SET PROBLEM: List all lines of the data containing the word "with".

--- BEGIN GIVEN RECORDS ---

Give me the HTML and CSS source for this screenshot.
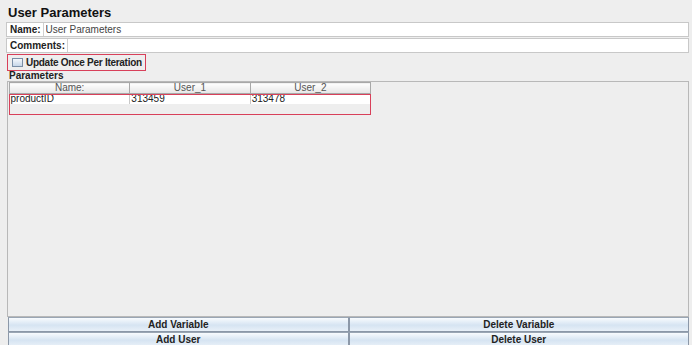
FILE: index.html
```html
<!DOCTYPE html>
<html lang="en">
<head>
  <meta charset="UTF-8">
  <title>User Parameters</title>
  <link rel="stylesheet" href="styles.css">
</head>
<body>
  <div class="panel">
    <h1>User Parameters</h1>

    <div class="field-box">
      <div class="field">
        <label>Name:</label>
        <input type="text" value="User Parameters">
      </div>
      <div class="field">
        <label>Comments:</label>
        <input type="text" value="">
      </div>
    </div>

    <div class="check-row">
      <span class="check"></span>
      <span>Update Once Per Iteration</span>
    </div>

    <div class="params-label">Parameters</div>

    <div class="params">
      <div class="table-wrap">
        <table>
          <thead>
            <tr>
              <th>Name:</th>
              <th>User_1</th>
              <th>User_2</th>
            </tr>
          </thead>
          <tbody>
            <tr>
              <td>productID</td>
              <td>313459</td>
              <td>313478</td>
            </tr>
          </tbody>
        </table>
        <div class="mark"></div>
      </div>
    </div>

    <div class="buttons">
      <button>Add Variable</button>
      <button>Delete Variable</button>
      <button>Add User</button>
      <button>Delete User</button>
    </div>
  </div>
</body>
</html>
```

FILE: styles.css
```css
body {
  margin: 0;
  background: #eeeeee;
  font-family: "Liberation Sans", Arial, sans-serif;
  font-size: 10px;
  color: #222;
  overflow: hidden;
}
.panel {
  padding: 6px 3px 0 6px;
  height: 347px;
  box-sizing: border-box;
  display: flex;
  flex-direction: column;
}
h1 {
  font-size: 13px;
  font-weight: bold;
  margin: 0 0 2px 2px;
  height: 14px;
  line-height: 14px;
  color: #111;
}
.field-box {
  display: flex;
  flex-direction: column;
  gap: 1px;
}
.field {
  display: flex;
  align-items: center;
  background: #fff;
  border: 1px solid #c8c8c8;
  height: 13px;
  padding: 0 1px;
}
.field label {
  font-weight: bold;
  color: #222;
  padding-left: 2px;
  padding-right: 2px;
}
.field input {
  flex: 1;
  border: none;
  border-left: 1px solid #d0d0d0;
  font: inherit;
  padding: 0 2px;
  height: 13px;
  color: #444;
  outline: none;
  background: #fff;
}
.check-row {
  display: flex;
  align-items: center;
  gap: 3px;
  margin: 1px 0 0 1px;
  align-self: flex-start;
  white-space: nowrap;
  height: 15px;
  padding: 0 3px 0 4px;
  border: 1px solid #d8405a;
  font-weight: bold;
  letter-spacing: -0.28px;
  color: #222;
}
.check {
  width: 9px;
  height: 7px;
  border: 1px solid #7a8ea6;
  background: linear-gradient(#f4f8fc, #c6d6e8);
}
.params-label {
  font-weight: bold;
  margin: 0 0 0 3px;
  height: 10px;
  line-height: 10px;
}
.params {
  flex: 1;
  margin: 0 0 0 1px;
  border: 1px solid #b8b8b8;
  padding: 0 1px;
  background: #eeeeee;
}
.table-wrap {
  position: relative;
  width: 362px;
}
table {
  border-collapse: collapse;
  width: 362px;
  table-layout: fixed;
}
th {
  font-weight: normal;
  height: 10px;
  padding: 0;
  line-height: 10px;
  background: linear-gradient(#ffffff, #e6e6e6);
  border: 1px solid #a8a8a8;
  color: #555;
}
td {
  height: 10px;
  padding: 0 1px;
  line-height: 10px;
  border-right: 1px solid #c8c8c8;
  background: #fff;
  color: #222;
}
.mark {
  position: absolute;
  left: 0;
  top: 12px;
  width: 362px;
  height: 21px;
  border: 1px solid #d8405a;
  box-sizing: border-box;
}
.buttons {
  display: grid;
  grid-template-columns: 1fr 1fr;
  margin: 0 0 0 2px;
}
button {
  font: inherit;
  font-weight: bold;
  color: #222;
  height: 15px;
  padding: 0;
  border: 1px solid #8c98a8;
  border-top-color: #9aa6b4;
  background: linear-gradient(#f8fbfe, #d6e4f2 55%, #e8f0f8);
}
```
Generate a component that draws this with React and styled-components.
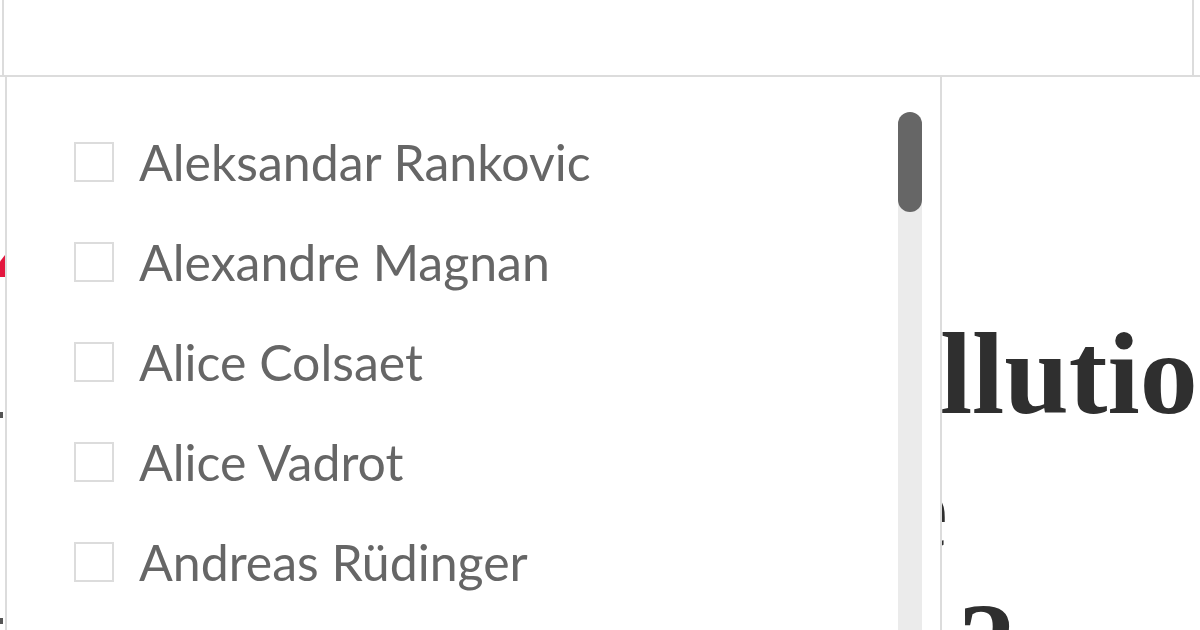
import React from "react";
import styled, { createGlobalStyle } from "styled-components";

const GlobalStyle = createGlobalStyle`
  html, body { margin: 0; padding: 0; background: #fff; }
  body { overflow: hidden; }
  * { box-sizing: border-box; }
`;

const Page = styled.div`
  position: relative;
  width: 1200px;
  height: 630px;
  overflow: hidden;
  background: #fff;
`;

const SearchRow = styled.div`
  height: 77px;
  border-bottom: 2px solid #dcdcdc;
  padding-left: 2px;
`;

const SearchField = styled.div`
  width: 1192px;
  height: 100%;
  border-left: 2px solid #dcdcdc;
  border-right: 2px solid #dcdcdc;
`;

const Content = styled.div`
  display: flex;
  height: 553px;
`;

const Gutter = styled.div`
  width: 5px;
  flex: none;
  display: flex;
  flex-direction: column;
`;

const RedMark = styled.div`
  margin-top: 178px;
  width: 5px;
  height: 22px;
  background: #e3163e;
  clip-path: polygon(0 30%, 100% 0, 100% 100%, 0 100%);
`;

const Tick = styled.div`
  margin-top: ${(p) => p.$gap}px;
  width: 3px;
  height: 6px;
  background: #555;
`;

const Article = styled.div`
  flex: 1;
  padding-top: 230px;
`;

const Heading = styled.h1`
  margin: 0;
  font-family: "Liberation Serif", "DejaVu Serif", serif;
  font-weight: 700;
  font-size: 116px;
  line-height: 135px;
  color: #2f2f2f;
  white-space: nowrap;
`;

const HeadingLine = styled.span`
  display: block;
  margin-left: ${(p) => p.$indent}px;
`;

const Dropdown = styled.div`
  position: absolute;
  top: 77px;
  left: 5px;
  width: 937px;
  height: 560px;
  background: #fff;
  border-left: 2px solid #dcdcdc;
  border-right: 2px solid #dcdcdc;
  display: flex;
  padding-top: 35px;
`;

const List = styled.ul`
  list-style: none;
  margin: 0;
  padding: 0 0 0 67px;
  flex: 1;
`;

const Option = styled.li`
  height: 100px;
  display: flex;
  align-items: center;
  gap: 25px;
  font-family: Lato, "Open Sans", sans-serif;
  font-size: 50px;
  color: #666;
`;

const Box = styled.span`
  width: 40px;
  height: 40px;
  flex: none;
  border: 2px solid #dcdcdc;
  background: #fff;
`;

const Track = styled.div`
  width: 24px;
  margin-right: 18px;
  background: #ebebeb;
  border-radius: 12px 12px 0 0;
`;

const Thumb = styled.div`
  height: 100px;
  border-radius: 12px;
  background: #666;
`;

const names = [
  "Aleksandar Rankovic",
  "Alexandre Magnan",
  "Alice Colsaet",
  "Alice Vadrot",
  "Andreas Rüdinger",
  "Anne-Laure Barral",
];

export default function App() {
  return (
    <>
      <GlobalStyle />
      <Page>
        <SearchRow>
          <SearchField />
        </SearchRow>
        <Content>
          <Gutter>
            <RedMark />
            <Tick $gap={135} />
            <Tick $gap={200} />
          </Gutter>
          <Article>
            <Heading>
              <HeadingLine $indent={648}>La pollution</HeadingLine>
              <HeadingLine $indent={410}>de l'air tue</HeadingLine>
              <HeadingLine $indent={420}>un danger ?</HeadingLine>
            </Heading>
          </Article>
        </Content>
        <Dropdown>
          <List>
            {names.map((n) => (
              <Option key={n}>
                <Box />
                {n}
              </Option>
            ))}
          </List>
          <Track>
            <Thumb />
          </Track>
        </Dropdown>
      </Page>
    </>
  );
}
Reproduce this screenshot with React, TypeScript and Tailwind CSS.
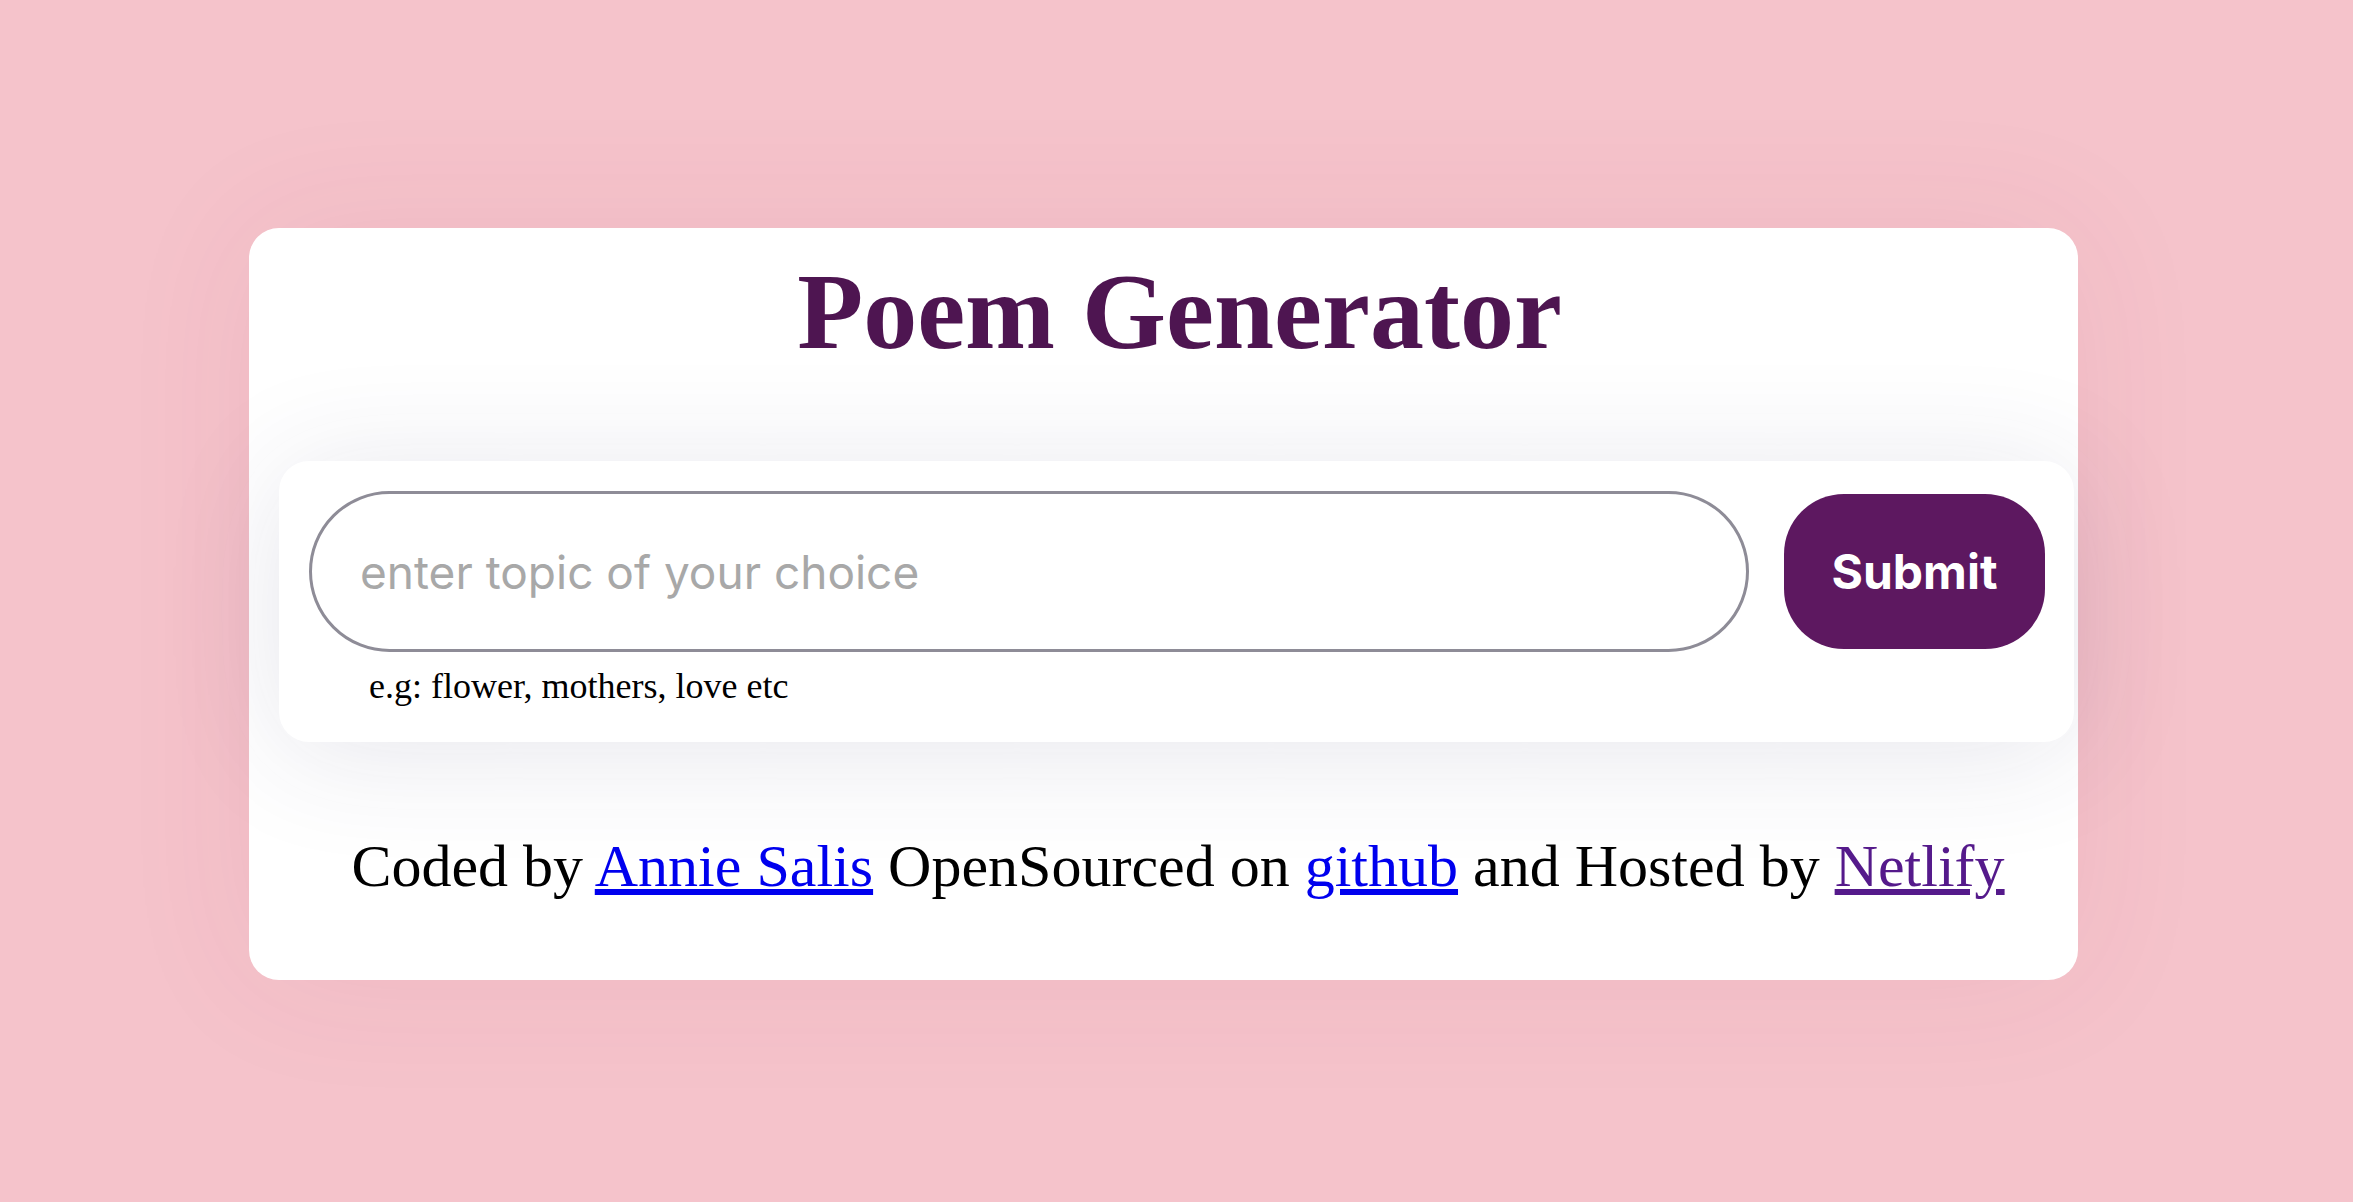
import React from "react";

export default function App() {
  return (
    <div className="min-h-screen w-full bg-[#f5c3cb] flex">
      <div className="mt-[228px] ml-[249px] w-[1829px] h-[752px] bg-white rounded-[30px] pl-[30px] pr-[4px] shadow-[0_0_140px_rgba(150,50,80,0.07)] flex flex-col">
        <h1 className="pt-[30px] pl-[6px] text-center text-[108px] font-bold leading-none text-[#4e1551] font-['Liberation_Serif',serif]">
          Poem Generator
        </h1>
        <div className="mt-[95px] h-[281px] rounded-[30px] bg-white pt-[30px] pl-[30px] shadow-[0_10px_120px_rgba(50,50,100,0.12)]">
          <div className="flex items-center gap-[35px]">
            <input
              type="text"
              placeholder="enter topic of your choice"
              className="w-[1440px] h-[161px] rounded-full border-[3px] border-[#8e8c97] bg-white pl-[48px] text-[46px] font-['Inter',sans-serif] text-black placeholder:text-[#a8a8a8] outline-none"
            />
            <button className="w-[261px] h-[155px] rounded-[60px] bg-[#5d1860] text-white text-[48px] font-bold font-['Inter',sans-serif]">
              Submit
            </button>
          </div>
          <p className="mt-[16px] ml-[60px] text-[36px] leading-none text-black font-['Liberation_Serif',serif]">
            e.g: flower, mothers, love etc
          </p>
        </div>
        <p className="mt-[94px] pl-[3px] text-center text-[60px] leading-none text-black font-['Liberation_Serif',serif]">
          Coded by{" "}
          <a href="#" className="text-[#0000ee] underline">
            Annie Salis
          </a>{" "}
          OpenSourced on{" "}
          <a href="#" className="text-[#0000ee] underline">
            github
          </a>{" "}
          and Hosted by{" "}
          <a href="#" className="text-[#551a8b] underline">
            Netlify
          </a>
        </p>
      </div>
    </div>
  );
}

--- END GIVEN RECORDS ---

EXPECTED ANSWER:
Generate a component that draws this with React and styled-components.
Reproduce this screenshot with React, TypeScript and Tailwind CSS.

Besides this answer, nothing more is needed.